Wird ein weitgehender Täter-Opfer-Ausgleich hergestellt, ist eine Milderung des Strafrahmens unter die eigentlich anwendbare Mindeststrafe und sogar ein völliges Absehen von Strafe möglich (§ 46a StGB).

Auch im Übrigen wirkt sich die Wiedergutmachung positiv auf die Strafzumessung innerhalb des zur Verfügung stehenden Strafrahmens aus. So geht das Strafmaß bspw. bei vielen Vermögensdelikten von Geldstrafe bis zu fünf Jahren Freiheitsstrafe – innerhalb dieser weiten Bandbreite können natürlich zahlreiche Kriterien herangezogen werden.

Schließlich kann eine Schadenskompensation auch noch ein Gesichtspunkt für die Frage der Strafaussetzung zur Bewährung sein. Dabei wird zum einen das Nachtatverhalten allgemein (§ 56 Abs. 1 Satz 2) sowie bei höheren Freiheitsstrafen ausdrücklich auch die Schadenswiedergutmachung berücksichtigt (§ 56 Abs. 2 Satz 2 StGB).

Ist man nach der Haft sofort wieder ein freier Mensch?

Nein, nach der Haftentlassung steht man fast immer unter Bewährung oder Führungsaufsicht.

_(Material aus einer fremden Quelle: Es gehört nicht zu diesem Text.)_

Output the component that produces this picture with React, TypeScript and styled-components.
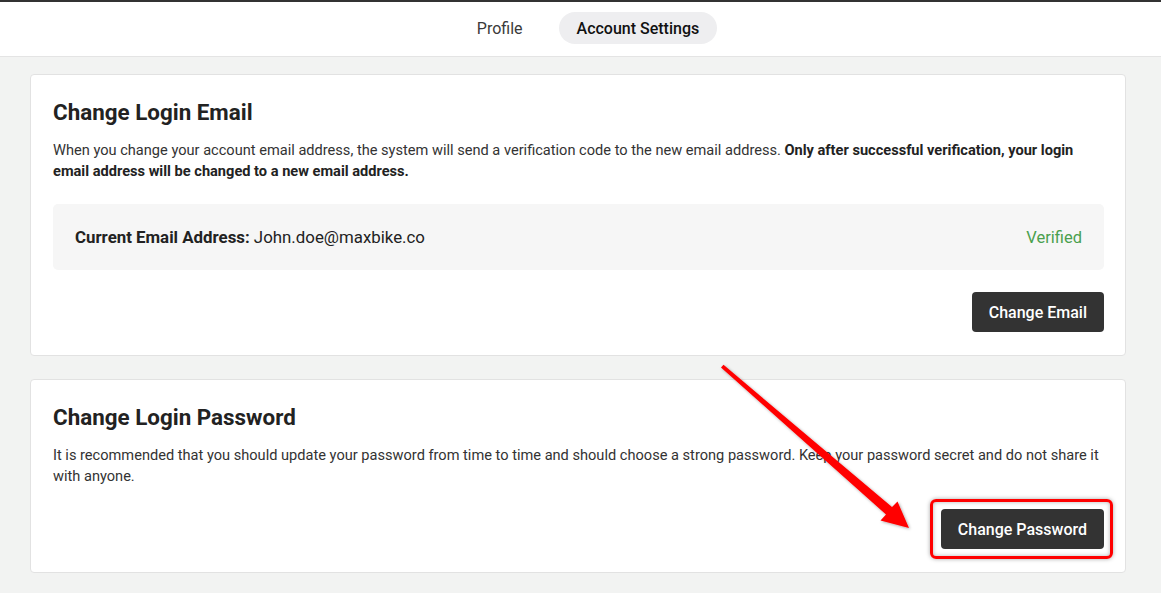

Wird man vorzeitig entlassen, so ist der Rest der Freiheitsstrafe nicht komplett erlassen, sondern die Vollstreckung wird lediglich zur Bewährung ausgesetzt (§ 57 StGB). Auch für diese Art der Bewährungsstrafe können Auflagen und Weisungen festgesetzt werden (§ 57 Abs. 3)

Bei vollständiger Verbüßung von mindestens einem Jahr Freiheitsstrafe wegen eines Sexualdelikts oder mindestens zwei Jahren wegen einer anderen Straftat tritt Führungsaufsicht gemäß § 68f StGB ein.